▸ Brief
Look through the data below and output, unchanged, every line from the one holding "What React and" through the one holding "import React from 'react';", inclusive. Skip the pictures.

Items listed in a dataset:

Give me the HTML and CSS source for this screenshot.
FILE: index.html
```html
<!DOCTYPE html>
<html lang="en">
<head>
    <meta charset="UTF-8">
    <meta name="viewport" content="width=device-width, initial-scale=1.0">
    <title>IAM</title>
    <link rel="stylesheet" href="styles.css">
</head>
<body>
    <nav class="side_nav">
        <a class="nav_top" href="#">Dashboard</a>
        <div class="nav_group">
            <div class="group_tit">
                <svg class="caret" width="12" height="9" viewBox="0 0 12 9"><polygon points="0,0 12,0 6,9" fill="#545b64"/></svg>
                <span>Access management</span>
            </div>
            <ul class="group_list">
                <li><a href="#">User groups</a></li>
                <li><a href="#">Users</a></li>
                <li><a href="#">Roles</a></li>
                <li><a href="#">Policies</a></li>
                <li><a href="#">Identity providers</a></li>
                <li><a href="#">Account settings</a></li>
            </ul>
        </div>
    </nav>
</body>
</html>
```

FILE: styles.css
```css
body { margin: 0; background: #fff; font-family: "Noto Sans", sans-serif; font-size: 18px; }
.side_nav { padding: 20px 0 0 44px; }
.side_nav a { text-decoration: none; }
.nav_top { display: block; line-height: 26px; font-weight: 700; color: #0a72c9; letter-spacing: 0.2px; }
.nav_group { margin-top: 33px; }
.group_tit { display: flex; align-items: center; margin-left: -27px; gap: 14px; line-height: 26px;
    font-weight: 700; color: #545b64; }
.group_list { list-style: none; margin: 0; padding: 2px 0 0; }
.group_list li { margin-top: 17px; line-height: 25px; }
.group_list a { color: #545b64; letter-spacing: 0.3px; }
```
--
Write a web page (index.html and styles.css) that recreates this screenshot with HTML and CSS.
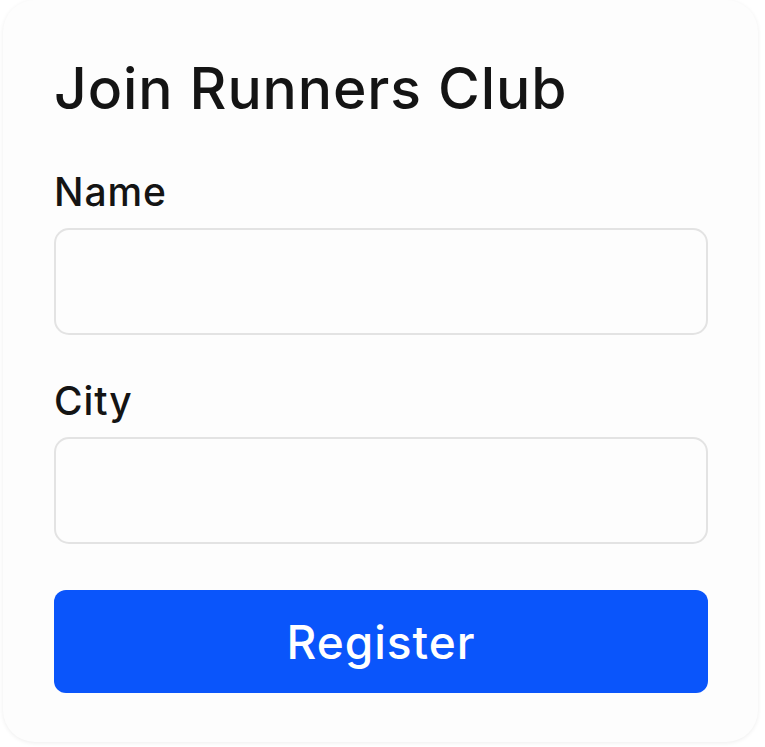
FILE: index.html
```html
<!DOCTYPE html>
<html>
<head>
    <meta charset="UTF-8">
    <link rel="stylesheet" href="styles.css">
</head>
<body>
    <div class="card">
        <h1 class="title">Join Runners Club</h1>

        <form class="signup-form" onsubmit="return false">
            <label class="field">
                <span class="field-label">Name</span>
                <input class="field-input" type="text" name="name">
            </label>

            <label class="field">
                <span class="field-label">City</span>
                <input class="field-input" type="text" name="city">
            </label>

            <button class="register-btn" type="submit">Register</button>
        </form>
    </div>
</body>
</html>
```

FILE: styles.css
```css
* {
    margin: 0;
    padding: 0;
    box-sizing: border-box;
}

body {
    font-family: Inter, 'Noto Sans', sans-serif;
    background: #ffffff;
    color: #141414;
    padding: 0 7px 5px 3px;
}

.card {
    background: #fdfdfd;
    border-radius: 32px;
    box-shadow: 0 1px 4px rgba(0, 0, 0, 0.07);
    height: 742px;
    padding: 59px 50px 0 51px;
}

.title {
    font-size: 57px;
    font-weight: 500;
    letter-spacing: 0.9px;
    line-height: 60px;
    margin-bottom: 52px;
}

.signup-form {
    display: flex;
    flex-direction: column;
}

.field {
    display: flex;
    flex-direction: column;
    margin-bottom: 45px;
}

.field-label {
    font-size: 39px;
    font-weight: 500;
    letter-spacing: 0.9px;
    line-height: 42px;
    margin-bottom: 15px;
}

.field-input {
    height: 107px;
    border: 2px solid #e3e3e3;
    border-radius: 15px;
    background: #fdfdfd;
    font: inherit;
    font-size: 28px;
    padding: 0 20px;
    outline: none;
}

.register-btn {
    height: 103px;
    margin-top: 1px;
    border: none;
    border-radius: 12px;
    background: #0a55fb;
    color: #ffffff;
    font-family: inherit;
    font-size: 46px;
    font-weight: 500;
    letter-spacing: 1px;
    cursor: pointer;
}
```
---
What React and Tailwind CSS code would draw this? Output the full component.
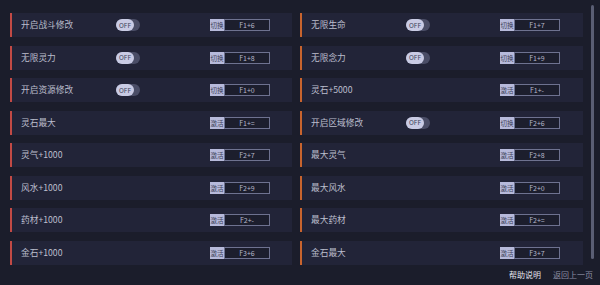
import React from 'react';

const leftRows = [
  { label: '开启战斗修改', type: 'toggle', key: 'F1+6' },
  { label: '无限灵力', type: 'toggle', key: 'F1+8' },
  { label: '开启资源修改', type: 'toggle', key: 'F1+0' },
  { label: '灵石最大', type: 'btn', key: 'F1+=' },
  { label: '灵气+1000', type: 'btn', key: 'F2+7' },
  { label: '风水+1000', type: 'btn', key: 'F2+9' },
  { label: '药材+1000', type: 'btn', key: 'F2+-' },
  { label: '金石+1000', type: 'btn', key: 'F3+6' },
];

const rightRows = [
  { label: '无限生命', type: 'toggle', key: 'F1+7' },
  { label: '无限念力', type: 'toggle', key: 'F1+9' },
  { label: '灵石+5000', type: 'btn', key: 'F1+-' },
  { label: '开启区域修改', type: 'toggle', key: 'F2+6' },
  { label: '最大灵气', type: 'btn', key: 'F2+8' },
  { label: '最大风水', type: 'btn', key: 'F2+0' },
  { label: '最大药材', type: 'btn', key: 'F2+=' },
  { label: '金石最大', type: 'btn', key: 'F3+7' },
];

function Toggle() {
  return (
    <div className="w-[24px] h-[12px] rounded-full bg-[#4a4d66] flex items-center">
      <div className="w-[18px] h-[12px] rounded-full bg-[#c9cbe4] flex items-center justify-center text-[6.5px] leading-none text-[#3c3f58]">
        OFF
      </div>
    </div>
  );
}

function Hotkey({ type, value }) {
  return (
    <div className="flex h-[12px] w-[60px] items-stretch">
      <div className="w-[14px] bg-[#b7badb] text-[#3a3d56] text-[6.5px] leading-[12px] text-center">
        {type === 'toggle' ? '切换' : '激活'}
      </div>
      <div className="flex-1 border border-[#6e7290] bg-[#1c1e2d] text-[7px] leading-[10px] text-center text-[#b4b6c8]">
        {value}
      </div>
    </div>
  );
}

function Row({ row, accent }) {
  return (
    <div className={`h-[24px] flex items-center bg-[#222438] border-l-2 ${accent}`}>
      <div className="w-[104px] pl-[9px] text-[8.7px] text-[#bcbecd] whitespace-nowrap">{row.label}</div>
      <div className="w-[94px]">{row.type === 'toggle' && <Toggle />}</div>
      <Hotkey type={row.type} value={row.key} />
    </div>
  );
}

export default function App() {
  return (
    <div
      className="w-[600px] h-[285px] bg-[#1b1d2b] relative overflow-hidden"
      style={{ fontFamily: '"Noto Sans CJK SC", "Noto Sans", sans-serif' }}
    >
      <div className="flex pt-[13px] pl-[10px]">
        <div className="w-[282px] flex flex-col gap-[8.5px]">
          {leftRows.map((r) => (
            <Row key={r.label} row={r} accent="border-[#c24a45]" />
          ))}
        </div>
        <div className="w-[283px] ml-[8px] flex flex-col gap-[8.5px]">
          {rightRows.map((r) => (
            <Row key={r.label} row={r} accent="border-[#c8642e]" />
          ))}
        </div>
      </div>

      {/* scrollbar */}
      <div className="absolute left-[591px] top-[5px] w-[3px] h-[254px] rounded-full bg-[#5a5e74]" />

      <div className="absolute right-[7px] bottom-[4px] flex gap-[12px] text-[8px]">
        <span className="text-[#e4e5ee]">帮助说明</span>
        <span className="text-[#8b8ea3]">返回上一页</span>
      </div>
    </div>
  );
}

▸ Reply to the exercise
What React and Tailwind CSS code would draw this? Output the full component.
import React from 'react';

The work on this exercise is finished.